Johnson, who received Chorus America’s lifetime achievement award in 2015, wanted to create a work that was broadly accessible but also drew on those classical roots. He fell in love with oratorios — extended musical settings of usually sacred texts — as a student.
“I’ve seen their presence in the concert hall kind of diminishing — these big productions, these big story-telling devices,” he said. “So, just from a choral perspective, I was very much interested in advocating for these oratorios that I knew and loved and I wanted to see more of them.”
Craig Hella Johnson composed and conducts the oratorio, “Considering Matthew Shepard.”| James Goulden Photo
“Considering Matthew Shepard” was first heard in rough form during a workshop performance in 2014, and the completed work debuted in Austin two years later and experienced almost immediate success.
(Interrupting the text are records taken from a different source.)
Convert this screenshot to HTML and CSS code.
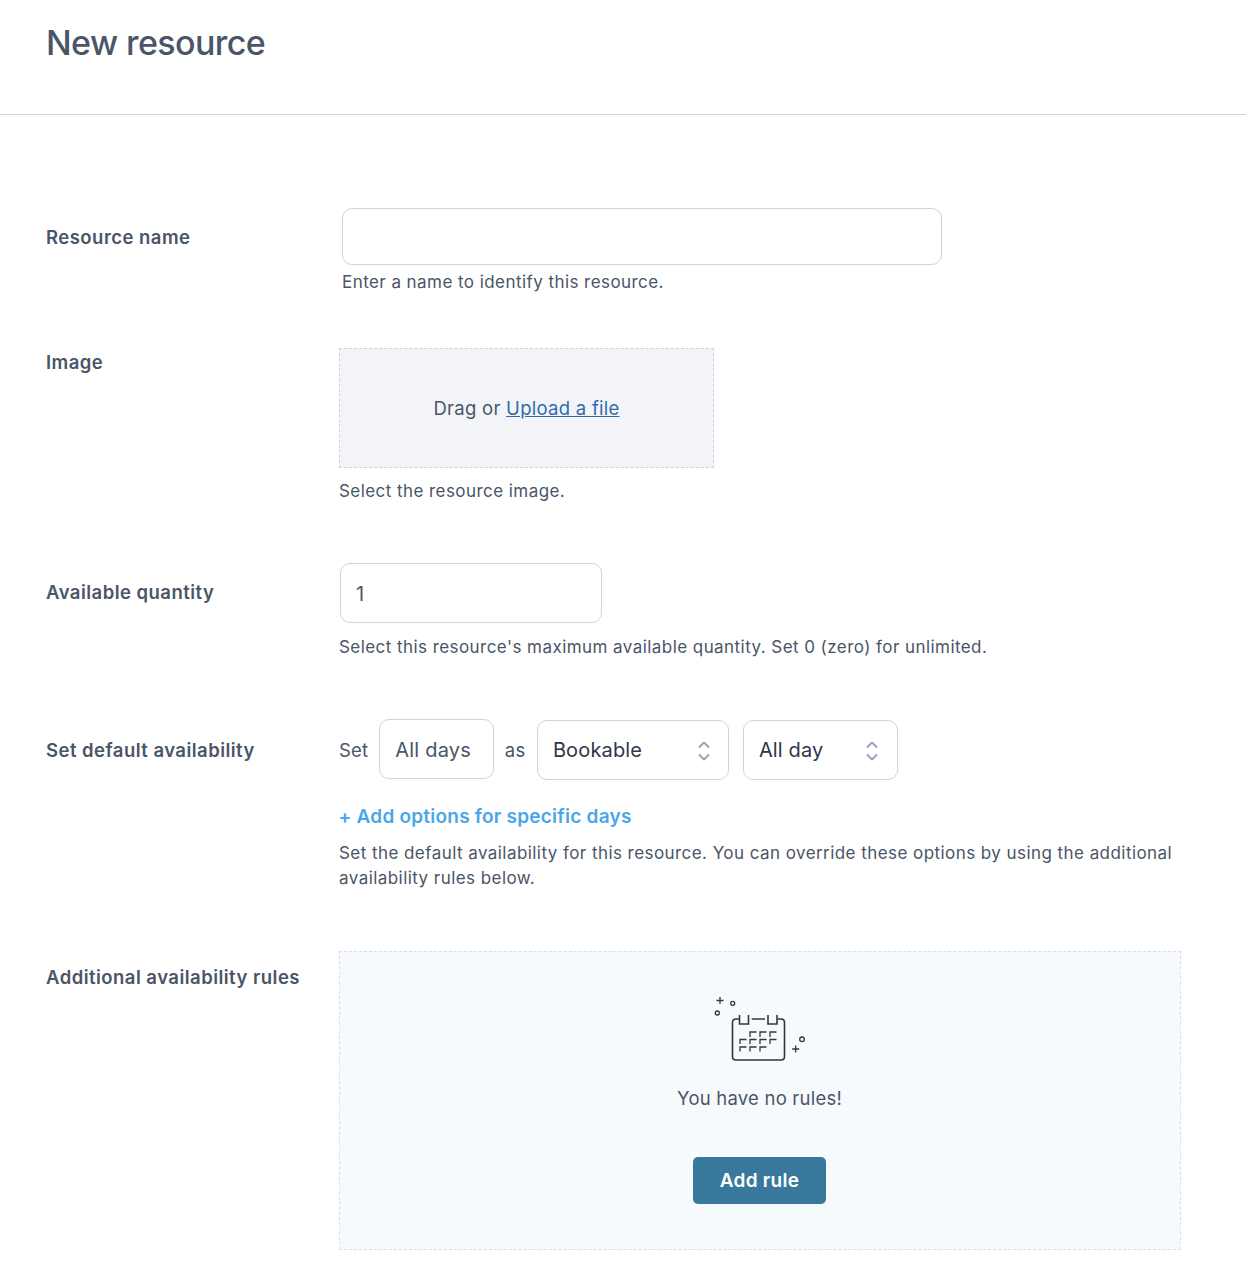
FILE: index.html
```html
<!DOCTYPE html>
<html lang="en">
<head>
<meta charset="utf-8">
<title>New resource</title>
<link rel="stylesheet" href="styles.css">
</head>
<body>
<header class="page-header"><h1>New resource</h1></header>
<main class="form">
  <section class="row row-name">
    <div class="label">Resource name</div>
    <div class="field">
      <input class="input input-name" type="text" aria-label="Resource name">
      <p class="help help-name">Enter a name to identify this resource.</p>
    </div>
  </section>
  <section class="row row-image">
    <div class="label">Image</div>
    <div class="field">
      <div class="drop">Drag or&nbsp;<a href="#">Upload a file</a></div>
      <p class="help help-image">Select the resource image.</p>
    </div>
  </section>
  <section class="row row-qty">
    <div class="label">Available quantity</div>
    <div class="field">
      <div class="input input-qty">1</div>
      <p class="help help-qty">Select this resource's maximum available quantity. Set 0 (zero) for unlimited.</p>
    </div>
  </section>
  <section class="row row-default">
    <div class="label">Set default availability</div>
    <div class="field">
      <div class="inline">
        <span class="word">Set</span>
        <div class="input input-days">All days</div>
        <span class="word word-as">as</span>
        <div class="input select select-book">Bookable
          <svg class="chev" viewBox="0 0 14 22" aria-hidden="true"><path d="M2 7.5 7 2.5 12 7.5M2 14.5 7 19.5 12 14.5"/></svg>
        </div>
        <div class="input select select-day">All day
          <svg class="chev" viewBox="0 0 14 22" aria-hidden="true"><path d="M2 7.5 7 2.5 12 7.5M2 14.5 7 19.5 12 14.5"/></svg>
        </div>
      </div>
      <a class="add-link" href="#">+ Add options for specific days</a>
      <p class="help help-default">Set the default availability for this resource. You can override these options by using the additional availability rules below.</p>
    </div>
  </section>
  <section class="row row-rules">
    <div class="label">Additional availability rules</div>
    <div class="field">
      <div class="empty">
        <svg class="empty-icon" viewBox="0 0 100 80" aria-hidden="true">
          <path class="thin" d="M10 7V14M6.500 10.500H13.500M85.700 55.500V62.500M82.200 59H89.200"/>
          <circle class="thin" cx="22.700" cy="13.300" r="2"/>
          <circle class="thin" cx="7.300" cy="23" r="2"/>
          <circle class="thin" cx="92" cy="49.300" r="2.300"/>
          <path d="M29 29H26Q22.500 29 22.500 32.500V66.500Q22.500 70 26 70H71Q74.500 70 74.500 66.500V32.500Q74.500 29 71 29H67.700M41.700 29H55"/>
          <path d="M29.500 25V34H38.500V25M58 25V34H67V25"/>
          <path class="thin" d="M46.500 42H40V47M56.500 42H50V47M66.500 42H60V47M36.500 49.500H30V54M46.500 49.500H40V54M56.500 49.500H50V54M66.500 49.500H60V54M36.500 57H30V61.500M46.500 57H40V61.500M56.500 57H50V61.500"/>
        </svg>
        <p class="empty-text">You have no rules!</p>
        <button class="btn" type="button">Add rule</button>
      </div>
    </div>
  </section>
</main>
</body>
</html>
```
FILE: styles.css
```css
* { box-sizing: border-box; }
html, body { margin: 0; padding: 0; }
body {
  background: #fff;
  color: #4a5568;
  font-family: Inter, "Liberation Sans", sans-serif;
  font-size: 18px;
}
.page-header {
  height: 115px;
  border-bottom: 1px solid #cbd5e0;
  padding: 20px 46px 0;
}
h1 {
  margin: 0;
  font-size: 34px;
  line-height: 46px;
  font-weight: 500;
  letter-spacing: -0.6px;
  color: #4a5568;
}
.form { padding: 93px 65px 0 46px; }
.row { display: grid; grid-template-columns: 293px 1fr; }
.label {
  font-size: 18.500px;
  font-weight: 600;
  line-height: 24px;
  letter-spacing: 0.47px;
  color: #4a5568;
}
.field { min-width: 0; }
.help {
  margin: 0;
  font-size: 17px;
  line-height: 25px;
  letter-spacing: 0.44px;
  color: #4a5568;
}
.input {
  display: flex;
  align-items: center;
  background: #fff;
  border: 1px solid #cbd5e0;
  border-radius: 10px;
  color: #4a5568;
  font: inherit;
  font-size: 20px;
  letter-spacing: 0.2px;
  padding: 0 15px;
}
.row-name { height: 140px; }
.row-name .label { padding-top: 17px; }
.input-name { width: 600px; height: 57px; margin-left: 3px; display: block; }
.help-name { margin: 5px 0 0 3px; }
.row-image { height: 215px; }
.row-image .label { padding-top: 2px; }
.drop {
  width: 375px;
  height: 120px;
  display: flex;
  align-items: center;
  justify-content: center;
  background: #f2f4f8;
  border: 1px dashed #cbd5e0;
  font-size: 18.500px;
  letter-spacing: 0.27px;
}
.drop a { color: #2f6cad; }
.help-image { margin-top: 11px; }
.row-qty { height: 156px; }
.row-qty .label { padding-top: 17px; }
.input-qty { width: 262px; height: 60px; margin-left: 1px; padding-top: 2px; }
.help-qty { margin-top: 12px; }
.row-default { height: 232px; }
.row-default .label { padding-top: 19px; }
.inline { display: flex; align-items: center; height: 61px; }
.word { font-size: 18.500px; letter-spacing: 0.2px; }
.input-days { width: 115px; height: 60px; margin: 0 0 2px 11px; padding-top: 2px; }
.word-as { margin-left: 10.500px; }
.select {
  position: relative;
  height: 60px;
  padding-left: 14.500px;
  color: #2d3748;
  letter-spacing: 0.15px;
}
.select-book { width: 192px; margin-left: 12px; }
.select-day { width: 155px; margin-left: 14px; }
.chev {
  position: absolute;
  right: 17px;
  top: 19px;
  width: 14px;
  height: 22px;
  fill: none;
  stroke: #8fa0b8;
  stroke-width: 1.800;
}
.select-day .chev { right: 18px; }
.add-link {
  display: block;
  margin-top: 24px;
  margin-left: -0.500px;
  line-height: 25px;
  font-size: 19px;
  font-weight: 600;
  letter-spacing: 0.23px;
  color: #4aa6e8;
  text-decoration: none;
}
.help-default { margin-top: 12px; }
.row-rules .label { padding-top: 14px; }
.empty {
  height: 299px;
  width: 842px;
  display: flex;
  flex-direction: column;
  align-items: center;
  background: #f7fafc;
  border: 1px dashed #d8e0ea;
  padding-top: 38px;
}
.empty-icon {
  width: 100px;
  height: 80px;
  fill: none;
  stroke: #2d3748;
  stroke-width: 1.600;
}
.thin { stroke-width: 1.300; }
.empty-text { margin: 15px 1px 0 0; font-size: 18.500px; line-height: 26px; letter-spacing: 0.22px; }
.btn {
  margin: 46px 1px 0 0;
  width: 133px;
  height: 47px;
  border: 0;
  border-radius: 5px;
  background: #38789c;
  color: #fff;
  font: inherit;
  font-size: 19px;
  font-weight: 600;
  letter-spacing: 0.25px;
}
```
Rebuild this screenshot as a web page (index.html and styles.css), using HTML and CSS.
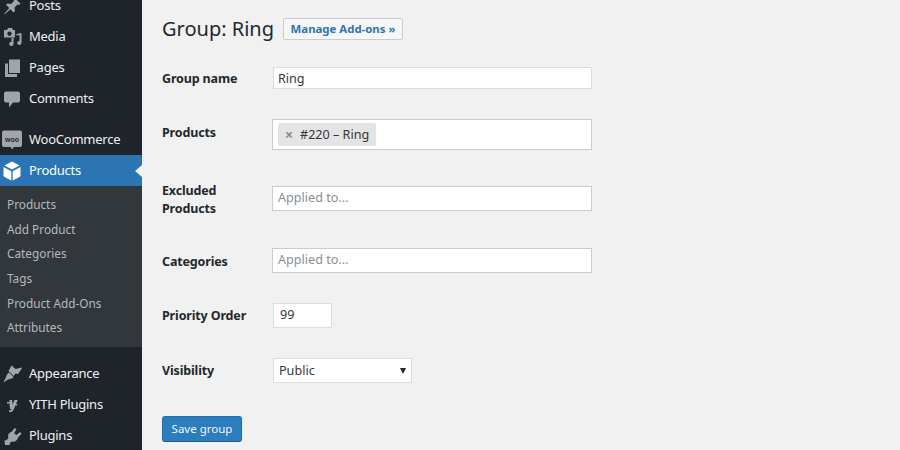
FILE: index.html
```html
<!DOCTYPE html>
<html lang="en">
<head>
<meta charset="utf-8">
<title>Group: Ring</title>
<link rel="stylesheet" href="styles.css">
</head>
<body>
<div class="page">
  <nav class="sidebar">
    <ul class="menu">
      <li class="item"><svg class="ico" viewBox="0 0 20 20"><path d="M11.500 1l7 6.500-1.500 1.500-1.500-.5-3 3 .5 3.500-1.500 1.500-3.200-3.200L3 18l-1 .5.500-1 4.700-5.500-3.200-3.200L5.500 7.500l3.500.5 3-3-.5-1.500z"/></svg><span>Posts</span></li>
      <li class="item"><svg class="ico" viewBox="0 0 20 20"><path d="M6 1h4l1 2h2v7.500H2V3h3zM7.500 4.500a2.200 2.200 0 1 0 .01 0zM14.500 7l5-1v10a2.200 2 0 1 1-2-2V8l-3 .6zM11.500 11v6a2.200 2 0 1 1-2-2v-4z"/></svg><span>Media</span></li>
      <li class="item"><svg class="ico" viewBox="0 0 20 20"><path d="M7 1.500h11v13.500H7zM3 5.500h3V16h9v3H3z"/></svg><span>Pages</span></li>
      <li class="item"><svg class="ico" viewBox="0 0 20 20"><path d="M4 2.500h12a2 2 0 0 1 2 2v7a2 2 0 0 1-2 2h-5l-4 5v-5H4a2 2 0 0 1-2-2v-7a2 2 0 0 1 2-2z"/></svg><span>Comments</span></li>
      <li class="item spaced"><svg class="ico" viewBox="0 0 20 20"><path d="M2 .500h16a2 2 0 0 1 2 2V15a2 2 0 0 1-2 2h-6l-2 2.500-1.500-2.500H2a2 2 0 0 1-2-2V2.500a2 2 0 0 1 2-2z"/><text x="10" y="11.500" class="woo-text">woo</text></svg><span>WooCommerce</span></li>
      <li class="item current"><svg class="ico" viewBox="0 0 20 20"><path d="M10 .500l7.500 4L10 8.500l-7.500-4zM1.500 6l7.800 4.200V19.500L2.500 16a2 2 0 0 1-1-1.500zM18.500 6v8.500a2 2 0 0 1-1 1.500l-6.800 3.500v-9.300z"/></svg><span>Products</span></li>
    </ul>
    <ul class="submenu">
      <li>Products</li>
      <li>Add Product</li>
      <li>Categories</li>
      <li>Tags</li>
      <li>Product Add-Ons</li>
      <li>Attributes</li>
    </ul>
    <ul class="menu lower">
      <li class="item"><svg class="ico" viewBox="0 0 20 20"><path d="M9.500 1.500l4 3.500 7-1.500-4.500 6.500-2.500-.5-2 2.500-5-5zM7 8.500l4.500 4.500-1.500 1.500-4 1-4.500 3 2.500-5.500 1-2.500z"/></svg><span>Appearance</span></li>
      <li class="item"><svg class="ico" viewBox="0 0 20 20"><path d="M7.500 5h2.700l.3 4.500L12.500 5h3.200l-4 9.500c-.8 2-2.500 3-4.700 2.500l.5-2c1 .3 1.700 0 2.200-1H8c-.4-3-.5-6-.5-9zM5 7h2.400v1.400H5zM13 9h2.300v1.400H13z"/></svg><span>YITH Plugins</span></li>
      <li class="item"><svg class="ico" viewBox="0 0 20 20"><path d="M12.500 2l2 1.200-2.500 4 2.500 1.800 3.500-3 1.500 1.800-3.500 3.700c-.5 3-3.500 5-6.500 4L7.500 17.500 8 19H3l-.5-5 1.500.5 2.500-2.500c-1.200-3 .5-5.500 3-6z"/></svg><span>Plugins</span></li>
    </ul>
  </nav>
  <main class="content">
    <header class="title-row">
      <h1>Group: Ring</h1>
      <a class="manage" href="#">Manage Add-ons »</a>
    </header>
    <form class="form">
      <div class="row row-name">
        <label>Group name</label>
        <div class="field text-input">Ring</div>
      </div>
      <div class="row row-products">
        <label>Products</label>
        <div class="field tags"><span class="tag"><span class="x">×</span>#220 – Ring</span></div>
      </div>
      <div class="row row-excluded">
        <label>Excluded Products</label>
        <div class="field placeholder">Applied to...</div>
      </div>
      <div class="row row-categories">
        <label>Categories</label>
        <div class="field placeholder">Applied to...</div>
      </div>
      <div class="row row-priority">
        <label>Priority Order</label>
        <div class="field number">99</div>
      </div>
      <div class="row row-visibility">
        <label>Visibility</label>
        <div class="field select">Public<span class="arrow"></span></div>
      </div>
      <button class="save" type="button">Save group</button>
    </form>
  </main>
</div>
</body>
</html>
```
FILE: styles.css
```css
* { box-sizing: border-box; }
html, body { margin: 0; height: 450px; overflow: hidden; }
body { background: #f1f1f1; font-family: "Noto Sans", "Open Sans", sans-serif; color: #32373c; }
ul { list-style: none; margin: 0; padding: 0; }
.page { display: flex; height: 450px; overflow: hidden; }

.sidebar { width: 142px; flex: none; background: #1f242b; margin-top: -10px; height: 470px; }
.item { height: 31px; display: flex; align-items: center; color: #eef0f1; font-size: 13px; letter-spacing: -.25px; line-height: 29px; position: relative; }
.item span { margin-left: 7px; padding-bottom: 1px; }
.ico { width: 20px; height: 20px; margin-left: 2px; fill: #a0a5aa; flex: none; }
.spaced { margin-top: 10px; }
.woo-text { font-size: 7px; letter-spacing: 0; fill: #23282d; text-anchor: middle; font-family: "Liberation Sans", sans-serif; font-weight: 700; }
.current { background: #2b75b5; color: #fff; }
.current .ico { fill: #fff; }
.current::after { content: ""; position: absolute; right: 0; top: 10px; border: 6px solid transparent; border-right: 7px solid #f1f1f1; border-left: 0; }
.submenu { background: #32373c; height: 161px; padding-top: 6px; }
.submenu li { height: 24.700px; line-height: 24.700px; padding-left: 7px; font-size: 11.800px; color: #b4b9be; }
.lower { margin-top: 11px; }

.content { flex: 1; padding: 17px 0 0 20px; }
.title-row { display: flex; align-items: center; height: 24px; }
h1 { margin: 0 9px 0 0; font-size: 20px; font-weight: 400; color: #23282d; line-height: 24px; white-space: nowrap; }
.manage { display: block; width: 120px; height: 22px; line-height: 20px; text-align: center; background: #f7f7f7; border: 1px solid #ccc; border-radius: 2px; color: #2b75b5; font-size: 11.400px; font-weight: 700; text-decoration: none; white-space: nowrap; }

.form { display: flex; flex-direction: column; align-items: flex-start; }
.row { display: flex; width: 430px; align-items: center; }
.row label { width: 110px; flex: none; font-size: 12.500px; letter-spacing: -.15px; font-weight: 700; color: #23282d; line-height: 18px; }
.field { background: #fff; border: 1px solid #ddd; font-size: 12.600px; color: #32373c; }

.row-name { margin-top: 26px; height: 22px; }
.row-name label { padding-top: 1px; }
.text-input { width: 319px; height: 22px; line-height: 21px; padding-left: 4px; margin-left: 1px; }
.row-products { margin-top: 30px; height: 31px; }
.row-products label { align-self: flex-start; margin-top: 5px; }
.tags { width: 320px; height: 31px; padding: 3px 5px; border-color: #ccc; }
.tag { display: inline-flex; align-items: center; height: 23px; background: #e4e4e4; border-radius: 2px; padding: 0 7px; font-size: 12.600px; white-space: nowrap; }
.x { color: #888; font-weight: 700; margin-right: 7px; font-size: 14px; }
.row-excluded { margin-top: 30px; height: 36px; }
.row-excluded label { width: 70px; margin-right: 40px; padding-top: 3px; }
.placeholder { width: 320px; height: 25px; line-height: 21px; padding-left: 5px; color: #8a8f94; border-color: #ccc; }
.row-categories { margin-top: 32px; height: 25px; }
.row-categories label { padding-top: 2px; }
.row-priority { margin-top: 30px; height: 25px; }
.number { width: 59px; height: 25px; line-height: 22px; padding-left: 6px; margin-left: 1px; }
.row-visibility { margin-top: 30px; height: 25px; }
.select { width: 139px; height: 25px; line-height: 23px; padding-left: 5px; margin-left: 1px; position: relative; }
.arrow { position: absolute; right: 5px; top: 9px; border: 3.500px solid transparent; border-top: 6px solid #23282d; border-bottom: 0; }
.save { margin-top: 33px; width: 80px; height: 26px; padding: 0 0 2px; background: #2b7dbd; border: 1px solid #2270a8; border-bottom-color: #1d5f90; border-radius: 3px; color: #f1f6fa; font: 11.500px "Noto Sans", sans-serif; }
```
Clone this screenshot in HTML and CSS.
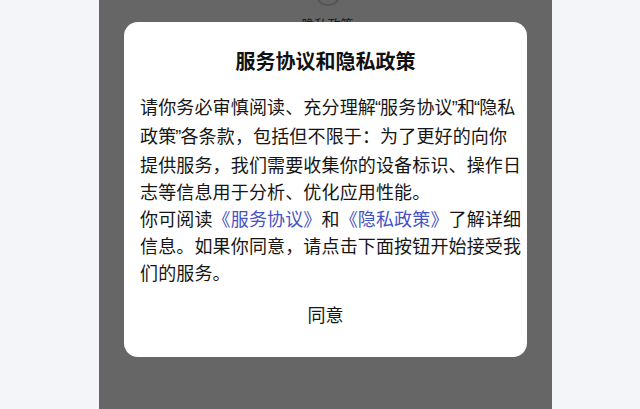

The respected label, Harmonia Mundi, recorded the oratorio and the resulting release in September 2016 debuted at No. 4 on Billboard’s traditional classical chart.
“Johnson’s ‘Considering Matthew Shepard’ demonstrates music’s capacity to encompass, transform and transcend tragedy,” wrote music critic Patrick Rucker in the Washington Post in a review of the recording. “Powerfully cathartic, it leads us from horror and grief to a higher understanding of the human condition, enabling us to endure.”
The oratorio, which runs about 100 minutes, is the largest work that Johnson has composed to date. Previously, he had created only small pieces that served, for example, as bridges between other selections on his choral programs.
“I never had put the hat on as: ‘I am a composer,’” he said. “So, this is a huge thing for me to dive into this pool and attempt to do it.”
Akin to Leonard Bernstein’s Mass, which Ravinia presented July 28, the choral work contains a diversity of styles, including choral polyphony, chorales, chant, folk-country songs and even an indie-pop tune.
The text is equally multifaceted, drawing on everyone from Dante to modern poets like Lesléa Newman and Michael Dennis Browne, as well as passages from Shepard’s journal, interviews and writings from his parents and newspaper articles.
As noted already, Johnson considers the oratorio to be a passion — what he called a “suffering story” — and the second of the work’s three sections is titled “Passion.” He did not try to directly relate Shepard’s death to that of Christ, but the composer notes that there are similarities between the two, including the former being tied to a fence.
At the same time, Johnson thinks of the work as a “singing meditation,” hence its title. At first, he used “Considering Matthew Shepard” as a kind of place-keeper until he could think of something else. But the more he lived with the appellation, he decided to it was appropriate and kept it.
“I want to invite the listener to consider this story,” he said, “to consider this aspect of human nature and to consider how I as a listener or you as a listener would encounter this story and how one might relate to that.”